Philip Dormer Stanhope, 4th Earl of Chesterfield, was a British statesman who died in 1773. He said, “Never seem more learned than the people you are with. Wear your learning like a pocket watch and keep it hidden. Do not pull it out to count the hours, but give the time when you are asked.”

When you pull cards out of a duplicate board (or pick them up after shuffling and dealing), you count your high-card points. Then, assuming partner bids, you add his count to yours and decide how high to bid. In the play, you count winners and losers.

In this deal, how should South play in four spades after West annoyingly leads a trump?

South’s two-club rebid was New Minor Forcing. North then showed three-card spade support.

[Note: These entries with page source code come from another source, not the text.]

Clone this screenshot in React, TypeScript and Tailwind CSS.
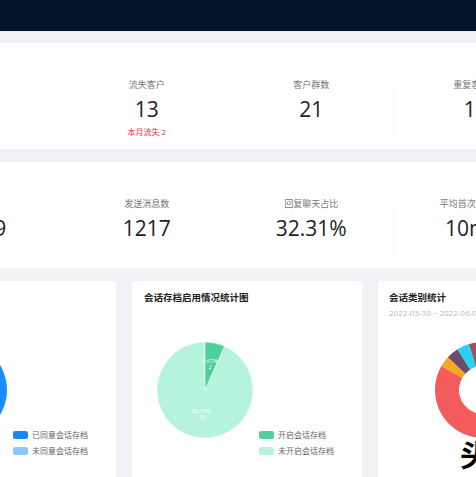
import React from "react";

type Stat = { label: string; value: string; sub?: string; divider?: boolean };

const row1: Stat[] = [
  { label: "新增客户", value: "45" },
  { label: "流失客户", value: "13", sub: "本月流失 2" },
  { label: "客户群数", value: "21", divider: true },
  { label: "重复客户数", value: "11" },
];

const row2: Stat[] = [
  { label: "聊天总数", value: "2409" },
  { label: "发送消息数", value: "1217" },
  { label: "回复聊天占比", value: "32.31%", divider: true },
  { label: "平均首次回复时长", value: "10min" },
];

function StatCard({ items }: { items: Stat[] }) {
  return (
    <div className="h-[106px] bg-white rounded-[4px] flex pl-[14px]">
      {items.map((s, i) => (
        <div
          key={i}
          className={
            "w-[164.5px] shrink-0 flex flex-col items-center pt-[35px] " +
            (s.divider ? "relative" : "")
          }
        >
          <div className="text-[9px] leading-[14px] text-[#777] whitespace-nowrap">{s.label}</div>
          <div className="mt-[4px] text-[21px] leading-[26px] text-[#222] whitespace-nowrap">{s.value}</div>
          {s.sub && (
            <div className="mt-[4px] text-[8px] leading-[12px] text-[#e8344e] whitespace-nowrap">{s.sub}</div>
          )}
          {s.divider && (
            <div className="absolute right-0 top-[45px] h-[50px] w-px bg-[#f8f8f9]" />
          )}
        </div>
      ))}
    </div>
  );
}

function pt(cx: number, cy: number, r: number, deg: number) {
  const a = (deg * Math.PI) / 180;
  return [cx + r * Math.sin(a), cy - r * Math.cos(a)];
}

function donutSeg(a0: number, a1: number, ro: number, ri: number) {
  const c = 48;
  const [x0, y0] = pt(c, c, ro, a0);
  const [x1, y1] = pt(c, c, ro, a1);
  const [x2, y2] = pt(c, c, ri, a1);
  const [x3, y3] = pt(c, c, ri, a0);
  const large = a1 - a0 > 180 ? 1 : 0;
  return `M${x0} ${y0} A${ro} ${ro} 0 ${large} 1 ${x1} ${y1} L${x2} ${y2} A${ri} ${ri} 0 ${large} 0 ${x3} ${y3} Z`;
}

function Legend({ items }: { items: { color: string; label: string }[] }) {
  return (
    <div className="flex flex-col gap-[4px] mt-[87px] ml-[6px]">
      {items.map((it, i) => (
        <div key={i} className="flex items-center h-[12px]">
          <div className={"w-[15px] h-[8px] rounded-[2px] " + it.color} />
          <span className="ml-[4px] text-[8px] leading-[12px] text-[#666] whitespace-nowrap">{it.label}</span>
        </div>
      ))}
    </div>
  );
}

export default function App() {
  const segs: [number, number, string][] = [
    [30, 300, "#f45b5b"],
    [300, 313, "#f7a81b"],
    [313, 328, "#6b4c69"],
    [328, 343, "#27d3f4"],
    [343, 356, "#a24f5f"],
    [356, 390, "#7cb5ec"],
  ];
  return (
    <div className="w-[476px] h-[477px] overflow-hidden bg-[#f0f2f5] relative font-['Open_Sans','Noto_Sans_CJK_SC',sans-serif]">
      <div className="h-[32px] bg-[#03152a] border-b border-[#e4e9f3]" />
      <div className="ml-[-114px] w-[722px] pt-[11px] flex flex-col gap-[13px]">
        <StatCard items={row1} />
        <StatCard items={row2} />
        <div className="flex gap-[16px]">
          {/* left card */}
          <div className="w-[230px] h-[210px] shrink-0 bg-white rounded-[4px] pt-[10px] pl-[12px]">
            <div className="text-[9.5px] leading-[14px] font-bold text-[#222] whitespace-nowrap">会话存档统计图</div>
            <div className="flex mt-[37px]">
              <svg width="96" height="96" viewBox="0 0 96 96" className="ml-[13px] shrink-0">
                <circle cx="48" cy="48" r="48" fill="#1a8cff" />
              </svg>
              <Legend
                items={[
                  { color: "bg-[#1a86f5]", label: "已同意会话存档" },
                  { color: "bg-[#8cc8fb]", label: "未同意会话存档" },
                ]}
              />
            </div>
          </div>
          {/* middle card */}
          <div className="w-[230px] h-[210px] shrink-0 bg-white rounded-[4px] pt-[10px] pl-[12px]">
            <div className="text-[9.5px] leading-[14px] font-bold text-[#222] whitespace-nowrap">会话存档启用情况统计图</div>
            <div className="flex mt-[37px]">
              <svg width="96" height="96" viewBox="0 0 96 96" className="ml-[13px] shrink-0">
                <path d="M48 48 L67.52 4.15 A48 48 0 1 1 48 0 Z" fill="#b6f3dc" stroke="#fff" strokeWidth="0.6" />
                <path d="M48 48 L48 0 A48 48 0 0 1 67.52 4.15 Z" fill="#4fcf9c" stroke="#fff" strokeWidth="0.6" />
                <text x="53" y="21" fontSize="5.5" fill="#fff" textAnchor="middle" fontFamily="Open Sans">6.67%</text>
                <text x="53" y="27" fontSize="5.5" fill="#fff" textAnchor="middle" fontFamily="Open Sans">2</text>
                <text x="44" y="71" fontSize="5.5" fill="#fff" textAnchor="middle" fontFamily="Open Sans">93.33%</text>
                <text x="45" y="77" fontSize="5.5" fill="#fff" textAnchor="middle" fontFamily="Open Sans">28</text>
              </svg>
              <Legend
                items={[
                  { color: "bg-[#4fcf9c]", label: "开启会话存档" },
                  { color: "bg-[#b6f3dc]", label: "未开启会话存档" },
                ]}
              />
            </div>
          </div>
          {/* right card */}
          <div className="w-[230px] h-[210px] shrink-0 bg-white rounded-[4px] pt-[10px] pl-[11px]">
            <div className="text-[9.5px] leading-[14px] font-bold text-[#222] whitespace-nowrap">会话类别统计</div>
            <div className="mt-[2px] text-[8px] leading-[12px] text-[#bbb] whitespace-nowrap">2022-05-30 ~ 2022-06-05</div>
            <div className="flex mt-[23px]">
              <svg width="96" height="96" viewBox="0 0 96 96" className="ml-[46px] shrink-0">
                {segs.map(([a, b, c], i) => (
                  <path key={i} d={donutSeg(a, b, 48, 24)} fill={c} />
                ))}
              </svg>
            </div>
          </div>
        </div>
      </div>
      <div className="absolute left-[460px] top-[436px] text-[30px] leading-[34px] font-bold text-black font-['Noto_Sans_CJK_SC',sans-serif] whitespace-nowrap">
        头条
      </div>
    </div>
  );
}
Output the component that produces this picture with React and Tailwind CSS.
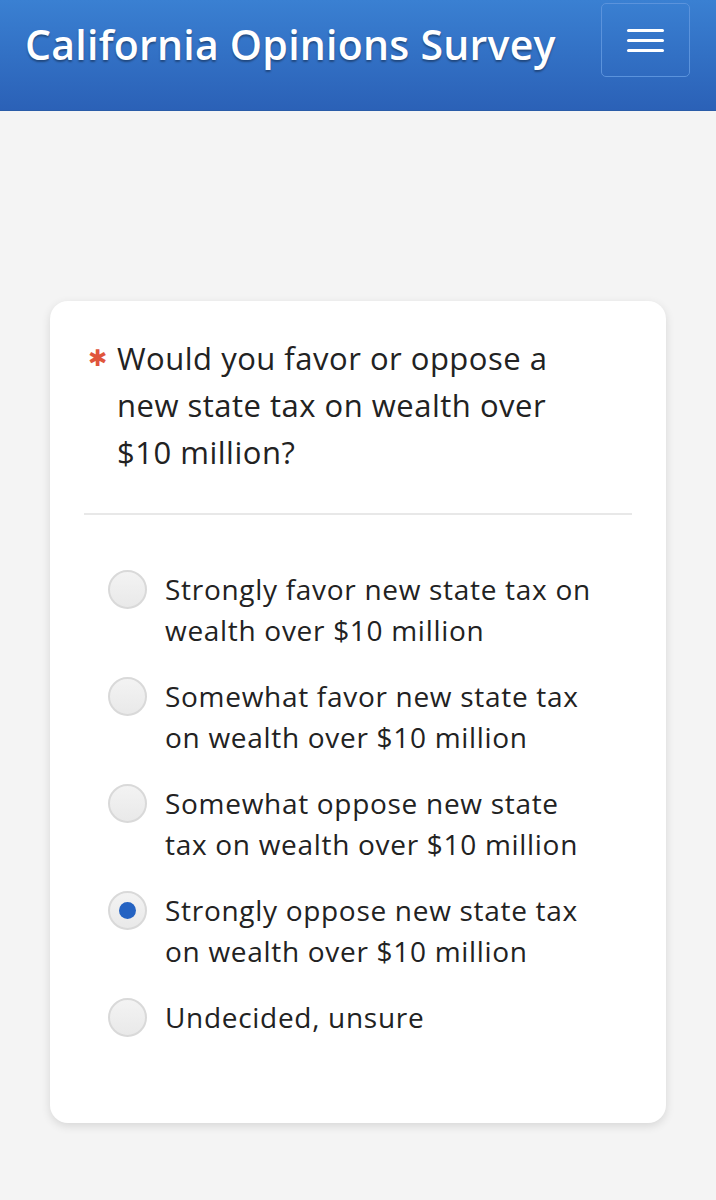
const OPTIONS = [
  { id: "sf", lines: ["Strongly favor new state tax on", "wealth over $10 million"] },
  { id: "wf", lines: ["Somewhat favor new state tax", "on wealth over $10 million"] },
  { id: "wo", lines: ["Somewhat oppose new state", "tax on wealth over $10 million"] },
  { id: "so", lines: ["Strongly oppose new state tax", "on wealth over $10 million"], checked: true },
  { id: "un", lines: ["Undecided, unsure"] },
];

export default function App() {
  return (
    <div className="min-h-[1200px] bg-[#f4f4f4] font-['Open_Sans',sans-serif]">
      <header className="flex h-[111px] items-start justify-between border-b border-[#2a5ca8] bg-gradient-to-b from-[#3a80d2] to-[#2b61b7] pl-[25px] pr-[26px]">
        <h1 className="mt-[14px] text-[41px] font-semibold tracking-[0.25px] text-white [text-shadow:0_2px_2px_rgba(0,0,0,0.35)]">
          California Opinions Survey
        </h1>
        <button className="mt-[3px] flex h-[74px] w-[89px] flex-col items-center justify-center gap-[7px] rounded-[5px] border border-[#5b93dc]">
          <span className="h-[3px] w-[37px] rounded-full bg-white" />
          <span className="h-[3px] w-[37px] rounded-full bg-white" />
          <span className="h-[3px] w-[37px] rounded-full bg-white" />
        </button>
      </header>

      <main className="px-[50px] pt-[190px] pb-[78px]">
        <section className="rounded-[18px] bg-white px-[34px] pt-[34px] pb-[85px] shadow-[0_3px_10px_rgba(0,0,0,0.12)]">
          <div className="flex items-start gap-[10px] pl-[4px]">
            <span className="-mt-[1px] text-[23px] leading-[47px] text-[#e0553c]">✱</span>
            <h2 className="text-[31px] leading-[47px] tracking-[0.5px] text-[#222]">
              Would you favor or oppose a
              <br />
              new state tax on wealth over
              <br />
              $10 million?
            </h2>
          </div>

          <div className="mt-[37px] h-[2px] bg-[#e8e8e8]" />

          <ul className="mt-[54px] flex flex-col gap-[25px] pl-[24px]">
            {OPTIONS.map((o) => (
              <li key={o.id} className="flex items-start gap-[18px]">
                <span className="mt-[1px] flex h-[39px] w-[39px] shrink-0 items-center justify-center rounded-full border-2 border-[#d9d9d9] bg-gradient-to-b from-[#f3f3f3] to-[#e9e9e9]">
                  {o.checked && <span className="h-[17px] w-[17px] rounded-full bg-[#2563c2]" />}
                </span>
                <span className="text-[28px] leading-[41px] tracking-[0.7px] text-[#222]">
                  {o.lines.map((l, i) => (
                    <span key={i} className="block whitespace-nowrap">{l}</span>
                  ))}
                </span>
              </li>
            ))}
          </ul>
        </section>
      </main>
    </div>
  );
}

Declarer has to lose only two spades and one heart. With, say, a club lead, he would have immediately played the ace and another heart. East would have taken that trick and shifted to the spade king, but South would have won with his ace, ruffed his last heart and played another trump to get home.

Now that line will not work. Instead, South ducks the first trick, takes East’s spade continuation with the ace, unblocks the club ace and uses dummy’s three diamond entries to ruff clubs in his hand.

Then he cashes the heart ace before leading his diamond jack. If East discards on this, it is declarer’s 10th trick; or, if East ruffs, dummy’s last trump becomes a winner. South takes one spade, one heart, three diamonds, one club, three club ruffs in hand and that extra trick. It is a dummy reversal.